Understanding KGIs – Key Goal Indicators

Por: Pedro César Tebaldi Gomes em 25.04.2017

KGIs or Key Goal Indicators

Key Goal Indicators are those that metrify if some company goal has been achieved. But what does that mean, exactly? And why should you keep an eye on the indicator? In today’s post, understand the concept behind this measure and see how establishing goal indicators can greatly help your management. Keep reading!

 
O que é KGIs - Key Goal Indicators

 

What is a KGI for?

KGI are lagging indicators, that is, those whose main function is to confirm whether or not an important business goal has been reached. It is a way of making tangible a concept that can often be too abstract: success.

In practice, a KGI should point out what needs to be done so that a project or sector can be considered successful. Thus, it should not be vague, but objective and easily measurable.

Ideally, KGIs should be expressed in numbers or percentages. They show how IT contributes to the company’s mission and goals and thus ensure alignment between operational and strategic levels.

 

What to measure by means of KGIs

Obviously, each company has different goals. However, some of them may be common in almost all contexts, such as the desire to have greater availability of services or to reduce costs.

However, it is up to the managers, in view of the scenario in which the company is inserted, to define specific goals that need to be met. In addition, it is necessary to take into account not only future goals but also performance history.

 
Here are some examples of IT goals that can be measured using these key indicators:

  • Achieving targeted return on investment or value-for-money (VFM) benefits;
  • Improved performance management;
  • Reducing IT risks;
  • Percentage of SLAs reviewed in the period agreed upon;
  • Productivity improvements;
  • Integrated supply chains;
  • Standardized processes;
  • Increased provision of services;
  • Attracting new customers;
  • Creation of new service delivery channels;
  • Availability of bandwidth, computing power and IT delivery mechanisms;
  • Downtime;
  • Compliance with customers’ requirements and expectations within budget and on schedule;
  • Cost per customer served;
  • Compliance with industry standards.

 

Differences between KGI and KPI

Even if you did not know the concept of KGI, you may have heard of a metric that is its “cousin”: KPIs or Key Performance Indicators. These are key performance indicators used to quantify the evolution of work and help in planning the course of action that should be followed.

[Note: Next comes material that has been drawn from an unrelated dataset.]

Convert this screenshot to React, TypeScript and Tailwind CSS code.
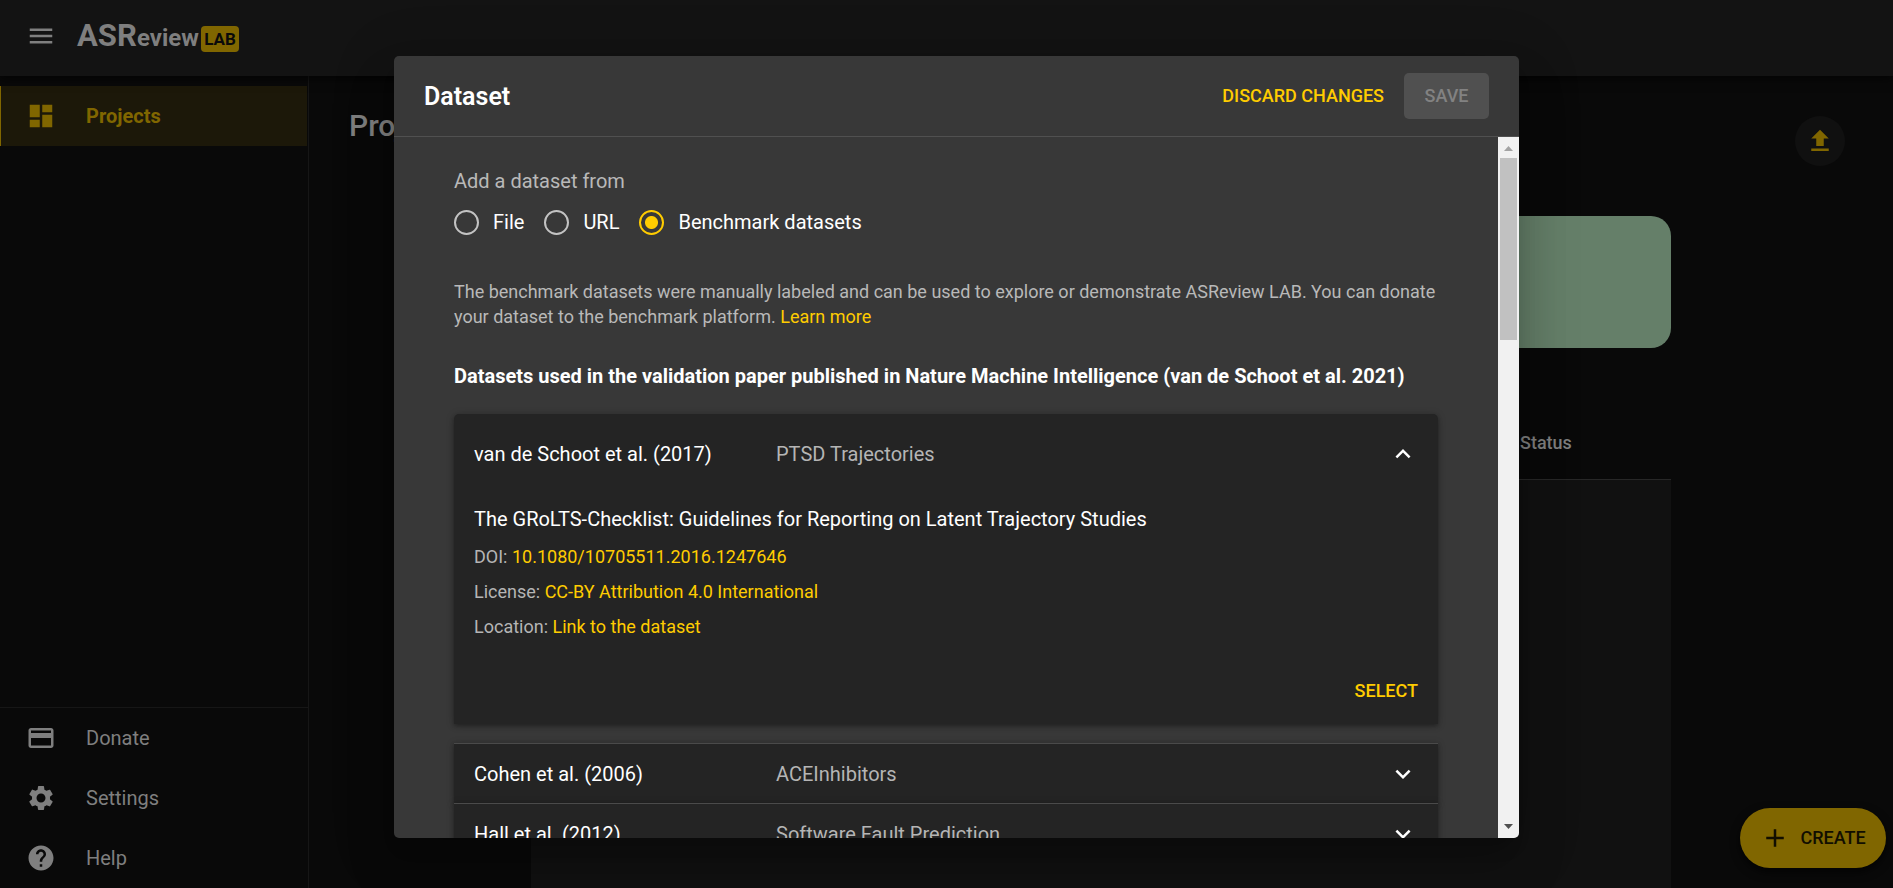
import React from "react";

const navFooter = [
  {
    label: "Donate",
    path: "M20 4H4c-1.11 0-1.99.89-1.99 2L2 18c0 1.11.89 2 2 2h16c1.11 0 2-.89 2-2V6c0-1.11-.89-2-2-2m0 14H4v-6h16zm0-10H4V6h16z",
  },
  {
    label: "Settings",
    path: "M19.14 12.94c.04-.3.06-.61.06-.94 0-.32-.02-.64-.07-.94l2.03-1.58c.18-.14.23-.41.12-.61l-1.92-3.32c-.12-.22-.37-.29-.59-.22l-2.39.96c-.5-.38-1.03-.7-1.62-.94l-.36-2.54c-.04-.24-.24-.41-.48-.41h-3.84c-.24 0-.43.17-.47.41l-.36 2.54c-.59.24-1.13.57-1.62.94l-2.39-.96c-.22-.08-.47 0-.59.22L2.74 8.87c-.12.21-.08.47.12.61l2.03 1.58c-.05.3-.09.63-.09.94s.02.64.07.94l-2.03 1.58c-.18.14-.23.41-.12.61l1.92 3.32c.12.22.37.29.59.22l2.39-.96c.5.38 1.03.7 1.62.94l.36 2.54c.05.24.24.41.48.41h3.84c.24 0 .44-.17.47-.41l.36-2.54c.59-.24 1.13-.56 1.62-.94l2.39.96c.22.08.47 0 .59-.22l1.92-3.32c.12-.22.07-.47-.12-.61zM12 15.6c-1.98 0-3.6-1.62-3.6-3.6s1.62-3.6 3.6-3.6 3.6 1.62 3.6 3.6-1.62 3.6-3.6 3.6",
  },
  {
    label: "Help",
    path: "M12 2C6.48 2 2 6.48 2 12s4.48 10 10 10 10-4.48 10-10S17.52 2 12 2m1 17h-2v-2h2zm2.07-7.75-.9.92C13.45 12.9 13 13.5 13 15h-2v-.5c0-1.1.45-2.1 1.17-2.83l1.24-1.26c.37-.36.59-.86.59-1.41 0-1.1-.9-2-2-2s-2 .9-2 2H8c0-2.21 1.79-4 4-4s4 1.79 4 4c0 .88-.36 1.68-.93 2.25",
  },
];

const sources = ["File", "URL", "Benchmark datasets"];

const details = [
  { term: "DOI:", link: "10.1080/10705511.2016.1247646" },
  { term: "License:", link: "CC-BY Attribution 4.0 International" },
  { term: "Location:", link: "Link to the dataset" },
];

const collapsed = [
  { authors: "Cohen et al. (2006)", topic: "ACEInhibitors" },
  { authors: "Hall et al. (2012)", topic: "Software Fault Prediction" },
];

function Icon({ path, className = "size-[30px]" }: { path: string; className?: string }) {
  return (
    <svg viewBox="0 0 24 24" fill="currentColor" aria-hidden="true" className={`shrink-0 ${className}`}>
      <path d={path} />
    </svg>
  );
}

function Logo() {
  return (
    <svg
      viewBox="0 0 164 32"
      className="h-8 w-[164px] overflow-visible font-['Roboto',sans-serif] font-bold"
      role="img"
      aria-label="ASReview LAB"
    >
      <g fill="currentColor">
        <text x="0" y="24" fontSize="31">ASR</text>
        <text x="60" y="24" fontSize="24">eview</text>
      </g>
      <rect x="124" y="4" width="38" height="26" rx="4" fill="#806600" />
      <text x="143" y="23" fontSize="17" textAnchor="middle" fill="#0a0a0a">LAB</text>
    </svg>
  );
}

function Summary({ authors, topic, open }: { authors: string; topic: string; open?: boolean }) {
  return (
    <button
      type="button"
      aria-expanded={!!open}
      className={`flex w-full items-center px-5 text-left text-xl ${open ? "h-20" : "h-[59px]"}`}
    >
      <span className="w-[302px] text-white">{authors}</span>
      <span className="flex-1 text-[#b5b5b5]">{topic}</span>
      <Icon
        path={
          open
            ? "m12 8-6 6 1.41 1.41L12 10.83l4.59 4.58L18 14z"
            : "M16.59 8.59 12 13.17 7.41 8.59 6 10l6 6 6-6z"
        }
      />
    </button>
  );
}

function Page() {
  return (
    <div className="flex h-full flex-col">
      <header className="z-10 flex h-[76px] shrink-0 items-center bg-[#131313] pl-[26px] text-[#7f7f7f] shadow-[0_2px_10px_rgba(0,0,0,0.7)]">
        <button type="button" aria-label="Menu" className="mr-[21px] pb-1">
          <Icon path="M3 18h18v-2H3zm0-5h18v-2H3zm0-7v2h18V6z" />
        </button>
        <Logo />
      </header>
      <div className="flex min-h-0 flex-1">
        <nav className="flex w-[309px] shrink-0 flex-col justify-between border-r border-[#161616] text-xl text-[#7f7f7f]">
          <a
            href="#projects"
            className="mr-px mt-2.5 flex h-[60px] items-center border-l border-[#806600] bg-[#1c1809] pl-[25px] font-bold text-[#806600]"
          >
            <Icon path="M3 13h8V3H3zm0 8h8v-6H3zm10 0h8V11h-8zm0-18v6h8V3z" className="mr-[30px] size-[30px]" />
            Projects
          </a>
          <div className="border-t border-[#161616]">
            {navFooter.map((item) => (
              <a key={item.label} href={`#${item.label.toLowerCase()}`} className="flex h-[60px] items-center pl-[26px]">
                <Icon path={item.path} className="mr-[30px] size-[30px]" />
                {item.label}
              </a>
            ))}
          </div>
        </nav>
        <main className="flex min-w-0 flex-1 flex-col">
          <div className="flex h-[140px] shrink-0 items-start justify-between pl-10 pr-12 pt-10">
            <h1 className="text-3xl font-medium leading-[20px] text-[#7f7f7f]">Projects</h1>
            <button
              type="button"
              aria-label="Import project"
              className="flex size-[50px] items-center justify-center rounded-full bg-[#101010] text-[#806600]"
            >
              <Icon path="M5 20h14v-2H5zm0-10h4v6h6v-6h4l-7-7z" />
            </button>
          </div>
          <div className="mx-auto flex min-h-0 w-full max-w-[1140px] flex-1 flex-col">
            <div className="h-[132px] shrink-0 rounded-[20px] bg-[#657f69]" />
            <table className="mt-[60px] w-full flex-1 table-fixed text-left text-lg">
              <thead>
                <tr className="h-[71px] border-b border-[#272727] text-[#7f7f7f]">
                  <td className="w-[989px]" />
                  <th className="font-medium">Status</th>
                </tr>
              </thead>
              <tbody className="bg-[#111111]">
                <tr className="h-[409px]">
                  <td />
                  <td />
                </tr>
              </tbody>
            </table>
          </div>
        </main>
      </div>
    </div>
  );
}

function DatasetDialog() {
  return (
    <section
      role="dialog"
      aria-labelledby="dialog-title"
      className="flex h-full w-full max-w-[1125px] flex-col overflow-hidden rounded-[5px] bg-[#383838] shadow-[0_14px_19px_-9px_rgba(0,0,0,0.2),0_30px_48px_4px_rgba(0,0,0,0.14),0_11px_58px_10px_rgba(0,0,0,0.12)]"
    >
      <header className="flex h-[81px] shrink-0 items-center border-b border-[#505050] px-[30px]">
        <h2 id="dialog-title" className="flex-1 pt-0.5 text-[25px] font-semibold text-white">
          Dataset
        </h2>
        <button type="button" className="px-5 text-lg font-medium text-[#ffcc00]">
          DISCARD CHANGES
        </button>
        <button type="button" disabled className="h-[46px] w-[85px] rounded-[5px] bg-[#505050] text-lg font-medium text-[#828282]">
          SAVE
        </button>
      </header>
      <div className="flex min-h-0 flex-1">
        <div className="min-w-0 flex-1 overflow-hidden px-[60px] pt-[29px]">
          <fieldset>
            <legend className="text-xl leading-[30px] text-[#b9b9b9]">Add a dataset from</legend>
            <div className="flex h-[52px] items-center gap-5 text-xl text-white">
              {sources.map((source, index) => (
                <label key={source} className="flex items-center gap-3.5">
                  <input
                    type="radio"
                    name="source"
                    defaultChecked={index === 2}
                    className="size-[25px] appearance-none rounded-full border-2 border-[#c3c3c3] checked:border-[#ffcc00] checked:bg-[radial-gradient(circle,#ffcc00_6px,transparent_7px)]"
                  />
                  {source}
                </label>
              ))}
            </div>
          </fieldset>
          <p className="mt-[31px] text-lg leading-[25px] text-[#b9b9b9]">
            The benchmark datasets were manually labeled and can be used to explore or demonstrate ASReview LAB. You can
            donate your dataset to the benchmark platform.{" "}
            <a href="#learn-more" className="text-[#ffcc00]">
              Learn more
            </a>
          </p>
          <h3 className="mb-[23px] mt-8 text-xl font-bold leading-[30px] text-white">
            Datasets used in the validation paper published in Nature Machine Intelligence (van de Schoot et al. 2021)
          </h3>
          <div className="text-white">
            <article className="mb-[19px] h-[310px] rounded-t-[5px] bg-[#242424] shadow-[0_2px_4px_rgba(0,0,0,0.3),0_1px_8px_rgba(0,0,0,0.2)]">
              <Summary authors="van de Schoot et al. (2017)" topic="PTSD Trajectories" open />
              <div className="px-5 pt-2.5">
                <h4 className="text-xl leading-[30px]">
                  The GRoLTS-Checklist: Guidelines for Reporting on Latent Trajectory Studies
                </h4>
                <div className="mt-2.5 text-lg leading-[25px] text-[#b5b5b5]">
                  {details.map((detail) => (
                    <p key={detail.term} className="mb-2.5">
                      {detail.term}{" "}
                      <a href="#dataset" className="text-[#ffcc00]">
                        {detail.link}
                      </a>
                    </p>
                  ))}
                </div>
                <div className="flex justify-end pt-[29px]">
                  <button type="button" className="text-lg font-medium leading-[26px] text-[#ffcc00]">
                    SELECT
                  </button>
                </div>
              </div>
            </article>
            {collapsed.map((item) => (
              <article
                key={item.authors}
                className="border-t border-[#4a4a4a] bg-[#242424] shadow-[0_2px_4px_rgba(0,0,0,0.3),0_1px_8px_rgba(0,0,0,0.2)]"
              >
                <Summary authors={item.authors} topic={item.topic} />
              </article>
            ))}
          </div>
        </div>
        <div aria-hidden="true" className="flex w-[21px] flex-col items-center justify-between bg-[#f1f1f1]">
          <div className="flex flex-col items-center">
            <svg viewBox="0 0 21 21" className="size-[21px]">
              <path d="M6 14h9l-4.5-5z" fill="#a3a3a3" />
            </svg>
            <div className="h-[182px] w-[17px] bg-[#c1c1c1]" />
          </div>
          <svg viewBox="0 0 21 21" className="size-[21px]">
            <path d="M6 7h9l-4.5 5z" fill="#505050" />
          </svg>
        </div>
      </div>
    </section>
  );
}

export default function App() {
  return (
    <div className="relative h-screen overflow-hidden bg-[#090909] font-['Roboto',sans-serif]">
      <Page />
      <button
        type="button"
        className="absolute bottom-5 right-[7px] flex h-[60px] w-[146px] items-center justify-center gap-2.5 rounded-full bg-[#806600] text-lg font-medium text-[#110e00] shadow-[0_4px_10px_rgba(0,0,0,0.7)]"
      >
        <Icon path="M19 13h-6v6h-2v-6H5v-2h6V5h2v6h6z" className="size-[30px]" />
        CREATE
      </button>
      <div className="absolute inset-0 z-20 flex justify-center pb-[50px] pl-5 pt-14">
        <DatasetDialog />
      </div>
    </div>
  );
}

KPI, in turn, is a leading indicator, which points out how well a process is executing its goal of achieving KGI. Often, they are used to measure values such as benefits, efficiency, effectiveness, quality and satisfaction.

Unlike KGI, which must be reviewed at the end of a project or predetermined cycle, KPIs must be constantly monitored. After all, they let us know if an objective shall be reached or not. In a simplified fashion, KGI looks at the past to see if what was planned worked out, while KPI aims at the future so that corrections can be made.

You can you see how important these goals are for the ongoing evolution of information technology services, right?